The Chancellor’s budget needs to be evaluated through two lenses. These are the desperate need to reduce inequalities and increase purchasing power of the bottom 50% of the population. Sustained economic growth can’t be secured without that. Secondly, the government needs to bring essential industries into public ownership. A high quality publicly-owned infrastructure is essential for economic revival, curbing profiteering and reducing poverty. The government must invest directly, not subsidise, in vital industries whether they are green, critical minerals, semiconductors, water, energy or anything else.
The government can create money for investment; it can borrow or in the neoclassical manner raise it through taxation. The Chancellor needs to rebalance the taxation system to ensure that taxes on the bottom 50% are reduced. There are plenty of choices. For example, it can:
- Tax capital gains at the same rates as wages. This could generate £14bn. More can be raised by levying national insurance.
- Reintroduce the 15% investment income surcharge on investment incomes above £5,000. This could raise between £7.1bn and £18bn.
- Reduce tax relief on pension contributions to the basic rate of income tax for all. Currently, around 63% of the 78.2bn tax relief goes 8.3m individuals paying income tax at the marginal rates of 40% and 45%. The remaining 37% goes to 30.4m basic rate taxpayers. By restricting tax relief at the rate of 20% to all, the government will have £14.5bn spare.

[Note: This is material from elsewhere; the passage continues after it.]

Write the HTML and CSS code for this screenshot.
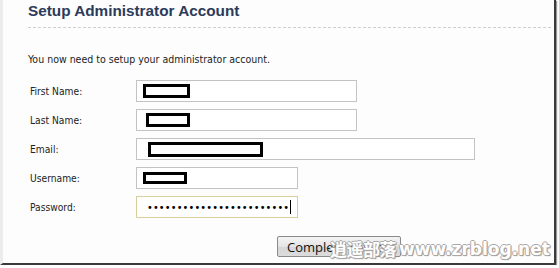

- End the bogus self-employment through umbrella companies and zero-hour contracts. By forcing workers to adopt the self-employed status through umbrella companies, employers are avoiding £9.7bn in national insurance contributions a year.
- Levy a financial transaction tax. Around £9bn can be raised.
- Create new bands for council tax purposes to collect extra amounts from expensive properties.
Numerous other policy options exist to reduce inequalities and increase spending capacity of the masses. The government must also proactively invest. We now await the Chancellor’s budget.